A platform team generally has 2 types of work coming in: planned work, consisting of improvements, fixes and new features to the platform, and unplanned work, which includes support work and incident handling. These 2 streams of work need to be handled differently and without some discipline, it is very easy to become overwhelmed by the unplanned work (if the platform has production users).

A platform needs to constantly balance both. You need to develop new features and you need to support your users and react to incidents, all the time.

First represents work that you have chosen to do in order to get the platform forward. Second is work that shows up unexpectedly and you need to do in order to keep your current users happy. First is more suitable for working in iterations (but not only) with fixed goals in advance. Second is suitable for Kanban where you fix the available capacity and handle the constant flow of work with the capacity you have set, while doing continuous reprioritization as new work comes in. With the first type of work, you can set some kind of timeline where certain features can be expected to be completed. The second is a constant marathon that the team keeps on running as long as the platform exists.

In some cases, unplanned work can generate items for the planned work. For example, if you notice a lot of support issues repeating over time, maybe it's better to automate them somehow or fix an underlying issue that is causing them, as part of planned work.

Having fixed (less than your team size) capacity on unplanned work ensures that you have remaining capacity for planned work. There might be times when the team needs to temporarily increase the number of people working on support to handle some bigger and urgent issues, but most of the time unplanned work should be bound to its allocated capacity.

Find a good cadence and capacity for the unplanned work and you are set for success. Let it run loose and constantly take over the whole team and you are doomed.
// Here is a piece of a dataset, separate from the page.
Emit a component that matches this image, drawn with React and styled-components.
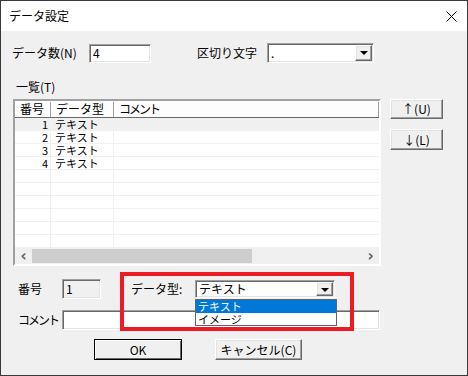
import React from "react";
import styled, { createGlobalStyle, css } from "styled-components";

const GlobalStyle = createGlobalStyle`
  html, body { margin: 0; padding: 0; background: #fff; }
  body {
    font-family: "Noto Sans CJK JP", "Liberation Sans", sans-serif;
    font-size: 12px;
    color: #000;
  }
  * { box-sizing: border-box; }
`;

const rows = [
  { no: 1, type: "テキスト" },
  { no: 2, type: "テキスト" },
  { no: 3, type: "テキスト" },
  { no: 4, type: "テキスト" },
  {}, {}, {}, {}, {}, {},
];

const sunken = css`
  border: 1px solid;
  border-color: #a0a0a0 #fff #fff #a0a0a0;
  box-shadow: inset 1px 1px 0 #696969, inset -1px -1px 0 #e3e3e3;
`;

const raised = css`
  border: 1px solid;
  border-color: #fff #696969 #696969 #fff;
  box-shadow: inset -1px -1px 0 #a0a0a0, inset 1px 1px 0 #e3e3e3;
  background: #f0f0f0;
`;

export default function App() {
  return (
    <>
      <GlobalStyle />
      <Window>
        <TitleBar>
          <Title>データ設定</Title>
          <Close viewBox="0 0 11 11" width="11" height="11">
            <path d="M0.5 0.5 L10.5 10.5 M10.5 0.5 L0.5 10.5" stroke="#000" strokeWidth="1" />
          </Close>
        </TitleBar>
        <Body>
          <Row $top={12}>
            <Label $w={77}>データ数(N)</Label>
            <TextBox $w={62} $h={19}>4</TextBox>
            <Label $w={70} $ml={46}>区切り文字</Label>
            <Combo $w={107} $h={20}>
              <span>.</span>
              <DropButton />
            </Combo>
          </Row>
          <Caption>一覧(T)</Caption>
          <Row $top={5} $align="flex-start">
            <ListView>
              <Header>
                <HeaderCell $w={36}>番号</HeaderCell>
                <HeaderCell $w={63}>データ型</HeaderCell>
                <HeaderCell $grow $tight>コメント</HeaderCell>
              </Header>
              <Rows>
                {rows.map((r, i) => (
                  <ListRow key={i} $selected={i === 0}>
                    <NumCell>{r.no}</NumCell>
                    <TypeCell>{r.type}</TypeCell>
                    <CommentCell />
                  </ListRow>
                ))}
              </Rows>
              <ScrollBar>
                <Arrow>‹</Arrow>
                <Track>
                  <Thumb />
                </Track>
                <Arrow>›</Arrow>
              </ScrollBar>
            </ListView>
            <SideButtons>
              <Button $w={53} $h={20}>↑(U)</Button>
              <Button $w={53} $h={21}>↓(L)</Button>
            </SideButtons>
          </Row>
          <Row $top={13}>
            <Label $w={50} $pl={6}>番号</Label>
            <TextBox $w={39} $h={20} $disabled>1</TextBox>
            <Label $w={64} $ml={30}>データ型:</Label>
            <ComboWrap>
              <Combo $w={140} $h={18}>
                <span>テキスト</span>
                <DropButton />
              </Combo>
              <Popup>
                <PopupItem $active>テキスト</PopupItem>
                <PopupItem>イメージ</PopupItem>
              </Popup>
            </ComboWrap>
          </Row>
          <Row $top={11}>
            <Label $w={50} $pl={6} $tight>コメント</Label>
            <TextBox $w={318} $h={20} />
          </Row>
          <Row $top={9} $pl={82}>
            <Button $w={88} $h={21} $default>OK</Button>
            <Button $w={87} $h={21} $ml={33}>キャンセル(C)</Button>
          </Row>
          <Highlight />
        </Body>
      </Window>
    </>
  );
}

const Window = styled.div`
  width: 468px;
  height: 376px;
  border: 1px solid #3a3a3a;
  display: flex;
  flex-direction: column;
  overflow: hidden;
`;

const TitleBar = styled.div`
  height: 30px;
  background: #fff;
  display: flex;
  align-items: center;
  justify-content: space-between;
  padding: 0 10px 0 8px;
`;

const Title = styled.div`
  font-size: 12px;
  line-height: 14px;
`;

const Close = styled.svg`
  display: block;
`;

const Body = styled.div`
  flex: 1;
  background: #f0f0f0;
  position: relative;
  display: flex;
  flex-direction: column;
  padding-left: 11px;
`;

const Row = styled.div`
  display: flex;
  align-items: ${(p) => p.$align || "center"};
  margin-top: ${(p) => p.$top || 0}px;
  padding-left: ${(p) => p.$pl || 0}px;
`;

const Label = styled.div`
  width: ${(p) => p.$w}px;
  margin-left: ${(p) => p.$ml || 0}px;
  padding-left: ${(p) => p.$pl || 0}px;
  line-height: 14px;
  white-space: nowrap;
  letter-spacing: ${(p) => (p.$tight ? "-2px" : "0")};
`;

const Caption = styled.div`
  margin: 17px 0 0 4px;
  line-height: 14px;
`;

const TextBox = styled.div`
  ${sunken};
  width: ${(p) => p.$w}px;
  height: ${(p) => p.$h}px;
  background: ${(p) => (p.$disabled ? "#f0f0f0" : "#fff")};
  padding: 0 3px;
  line-height: ${(p) => p.$h - 3}px;
`;

const Combo = styled.div`
  ${sunken};
  width: ${(p) => p.$w}px;
  height: ${(p) => p.$h}px;
  background: #fff;
  display: flex;
  align-items: center;
  justify-content: space-between;
  padding: 0 1px 0 3px;
  line-height: 14px;
`;

const DropButton = styled.div`
  ${raised};
  width: 17px;
  align-self: stretch;
  margin: 1px 0;
  position: relative;
  &::after {
    content: "";
    position: absolute;
    left: 4px;
    top: 5px;
    border-left: 4px solid transparent;
    border-right: 4px solid transparent;
    border-top: 4px solid #000;
  }
`;

const ComboWrap = styled.div`
  position: relative;
  z-index: 2;
`;

const Popup = styled.div`
  position: absolute;
  left: 0;
  top: 100%;
  margin-top: 1px;
  width: 142px;
  height: 27px;
  background: #fff;
  border: 1px solid #646464;
`;

const PopupItem = styled.div`
  height: 12.5px;
  line-height: 12.5px;
  font-size: 11px;
  padding-left: 2px;
  background: ${(p) => (p.$active ? "#0078d7" : "transparent")};
  color: ${(p) => (p.$active ? "#fff" : "#000")};
`;

const ListView = styled.div`
  width: 368px;
  height: 167px;
  margin-left: 1px;
  border: 2px solid;
  border-color: #a0a0a0 #fff #fff #a0a0a0;
  box-shadow: inset 1px 1px 0 #696969;
  background: #fff;
  display: flex;
  flex-direction: column;
`;

const Header = styled.div`
  height: 17px;
  display: flex;
  flex: none;
  background: #fdfdfd;
  border-bottom: 1px solid #696969;
  padding-top: 1px;
`;

const HeaderCell = styled.div`
  width: ${(p) => (p.$grow ? "auto" : `${p.$w}px`)};
  flex: ${(p) => (p.$grow ? 1 : "none")};
  border-right: 1px solid #a0a0a0;
  box-shadow: inset 1px 1px 0 #fff;
  padding-left: 5px;
  line-height: 14px;
  letter-spacing: ${(p) => (p.$tight ? "-2px" : "0")};
`;

const Rows = styled.div`
  flex: 1;
`;

const ListRow = styled.div`
  height: 13px;
  display: flex;
  background: ${(p) => (p.$selected ? "#f0f0f0" : "#fff")};
  box-shadow: inset 0 -1px 0 #f0f0f0;
  font-size: 11px;
  line-height: 13px;
`;

const NumCell = styled.div`
  width: 36px;
  text-align: right;
  padding-right: 3px;
  box-shadow: inset -1px 0 0 #f0f0f0;
`;

const TypeCell = styled.div`
  width: 63px;
  padding-left: 4px;
  box-shadow: inset -1px 0 0 #f0f0f0;
`;

const CommentCell = styled.div`
  flex: 1;
`;

const ScrollBar = styled.div`
  height: 16px;
  flex: none;
  display: flex;
  background: #f0f0f0;
`;

const Arrow = styled.div`
  width: 17px;
  display: flex;
  align-items: center;
  justify-content: center;
  font-family: "DejaVu Sans", sans-serif;
  font-size: 15px;
  font-weight: bold;
  color: #606060;
  line-height: 16px;
`;

const Track = styled.div`
  flex: 1;
  padding: 1px 0;
`;

const Thumb = styled.div`
  width: 220px;
  height: 100%;
  background: #cdcdcd;
`;

const SideButtons = styled.div`
  display: flex;
  flex-direction: column;
  gap: 10px;
  margin-left: 9px;
`;

const Button = styled.div`
  ${raised};
  width: ${(p) => p.$w}px;
  height: ${(p) => p.$h}px;
  margin-left: ${(p) => p.$ml || 0}px;
  display: flex;
  align-items: center;
  justify-content: center;
  line-height: 14px;
  ${(p) =>
    p.$default &&
    css`
      border-color: #000;
      box-shadow: inset 1px 1px 0 #fff, inset -1px -1px 0 #696969;
    `}
`;

const Highlight = styled.div`
  position: absolute;
  left: 119px;
  top: 241px;
  width: 234px;
  height: 59px;
  border: 4px solid #ed1c24;
  z-index: 1;
  pointer-events: none;
`;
Note: it might be tempting to split planned and unplanned work into different teams. Don’t! The unplanned work team (Ops?) will not be able to solve many issues without the help of the planned work team. The planned work team (Dev?) will develop the platform in a silo, away from its users and the issues they might have with the platform.

  1. Users need to use our platform, because they have no choice

    Permalink to “Users need to use our platform, because they have no choice”
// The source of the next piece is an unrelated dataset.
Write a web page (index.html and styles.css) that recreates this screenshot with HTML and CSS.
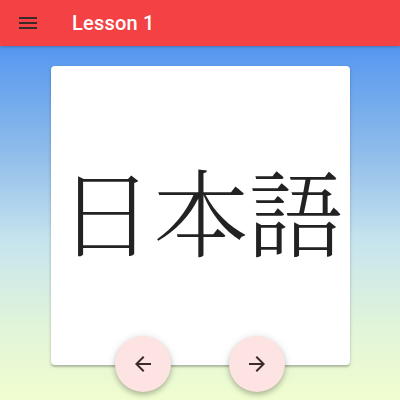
FILE: index.html
```html
<!DOCTYPE html>
<html lang="ja">
<head>
<meta charset="utf-8">
<link rel="stylesheet" href="styles.css">
</head>
<body>
<header class="toolbar">
  <button class="menu-btn" aria-label="menu">
    <svg viewBox="0 0 24 24" width="24" height="24"><path d="M3 18h18v-2H3v2zm0-5h18v-2H3v2zm0-7v2h18V6H3z" fill="#3a2a2a"/></svg>
  </button>
  <h1 class="title">Lesson 1</h1>
</header>
<main class="stage">
  <div class="card">
    <span class="word">日本語</span>
  </div>
  <div class="nav">
    <button class="fab" aria-label="previous">
      <svg viewBox="0 0 24 24" width="24" height="24"><path d="M20 11H7.83l5.59-5.59L12 4l-8 8 8 8 1.41-1.41L7.83 13H20v-2z" fill="#3a2a2a"/></svg>
    </button>
    <button class="fab" aria-label="next">
      <svg viewBox="0 0 24 24" width="24" height="24"><path d="M12 4l-1.41 1.41L16.17 11H4v2h12.17l-5.58 5.59L12 20l8-8z" fill="#3a2a2a"/></svg>
    </button>
  </div>
</main>
</body>
</html>
```
FILE: styles.css
```css
html, body {
  margin: 0;
  padding: 0;
  height: 100%;
}
body {
  font-family: Roboto, "Liberation Sans", Arial, sans-serif;
  display: flex;
  flex-direction: column;
  overflow: hidden;
}
.toolbar {
  height: 46px;
  flex: none;
  background: #f44144;
  display: flex;
  align-items: center;
  padding: 0 16px 0 16px;
  box-shadow: 0 1px 3px rgba(0,0,0,0.25);
  position: relative;
  z-index: 2;
}
.menu-btn {
  border: none;
  background: none;
  padding: 0;
  width: 24px;
  height: 24px;
  display: flex;
}
.title {
  margin: 0 0 0 32px;
  font-size: 20px;
  font-weight: 500;
  color: #fff;
  letter-spacing: 0.2px;
}
.stage {
  flex: 1;
  background: linear-gradient(180deg, #5597f0 0%, #8fbcea 30%, #c6e4ee 55%, #e2f5d9 80%, #f0fdcf 100%);
  display: flex;
  flex-direction: column;
  align-items: center;
  padding-top: 20px;
}
.card {
  width: 299px;
  height: 299px;
  background: #fff;
  border-radius: 4px;
  box-shadow: 0 2px 2px rgba(0,0,0,0.2), 0 1px 4px rgba(0,0,0,0.12);
  display: flex;
  align-items: center;
  justify-content: center;
}
.word {
  font-family: "Noto Serif CJK JP", "Liberation Serif", serif;
  font-size: 95px;
  font-weight: 300;
  color: #222;
  line-height: 1;
  margin-top: -12px;
  margin-left: 2px;
}
.nav {
  display: flex;
  gap: 58px;
  margin-top: -29px;
}
.fab {
  width: 56px;
  height: 56px;
  border-radius: 50%;
  border: none;
  background: #fde4e2;
  display: flex;
  align-items: center;
  justify-content: center;
  box-shadow: 0 3px 5px rgba(0,0,0,0.2), 0 1px 10px rgba(0,0,0,0.12);
  padding: 0;
}
```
Forcing a platform on other teams is a lost battle from the beginning. Forming a platform should happen because it can abstract and fulfill essential needs of other teams in the company, freeing some of their time to be spent on other things. It should not be done because of political or any other reasons that are not connected to supporting the needs of other teams in the organization.

It’s incredible how quick companies are to force their employees to use a junk internal plaform with poor support. This would never fly with their external costumers (unless you are one of the giant tech companies who have a lot of leverage in the market).

Internal platforms should be made very attractive, so they are the obvious choice. This further means that the features should be spot-on with the needs of the teams using the platform AND the platform team should have a service-minded attitude towards their users. A platform team who is actively engaging with its users and builds a community around its platform will have a much bigger positive impact on the organization with less effort.

  1. Let’s abstract everything!!! 😈

    Permalink to “Let’s abstract everything!!! 😈”

An understandable pattern when forming a platform is to have a goal to abstract everything from the reach of its users. The invoked reason it to let the other teams focus on their business and not care about deployment or pipelines or whatever purpose the platform might have. That is a noble intent, but I think it is a mistake to do so in most cases.

While there is room for many things to be abstracted and standardized when building a platform, it should leave its users in full control so they can be independent in managing their product, from commit to operations and monitoring in production. That is a difficult balance to find, but I think it makes a difference what is the intention of the platform. And then it is actually quite simple to know if the balance is off (although it might a bit late): when an incident happens in the product or service that is built on top of the platform, does it require input from someone from the platform team? If the platform team needs to answer to most of the incidents of their users products, then the balance is wrong.

  1. Platform instances are our pets and we want them to live forever

    Permalink to “Platform instances are our pets and we want them to live forever”

Not my favorite metaphor with pets and cattle, but it is what it is. Bottom line is that we should invest in infrastructure-as-code and automation so we can easily recreate our platform instances. These can be Kubernetes clusters or bare virtual machines, it doesn’t matter. Being able to quickly recreate the platform instances whenever is needed has many advantages, just to mention 2 of them:

  • in case of an incident, the platform team can create new instances that would help restore the activity of the platform, while keeping the faulty instances for investigations. No more open-heart live fixes, while users shout that your service is down. You can take care of the emergency situation first and resume activity and investigate the issues later at leisure.
  • simpler upgrade strategies: when you need to upgrade some essential piece of infrastructure of the platform just create new instances with the new versions, run tests, validate. If all is good, swap, destroy and move on!

And those are it, my 5 dysfunctions of a platform team! To the brave ones of you who made it until here, I salute you! 👋 What do you think? Do you recognize any of these?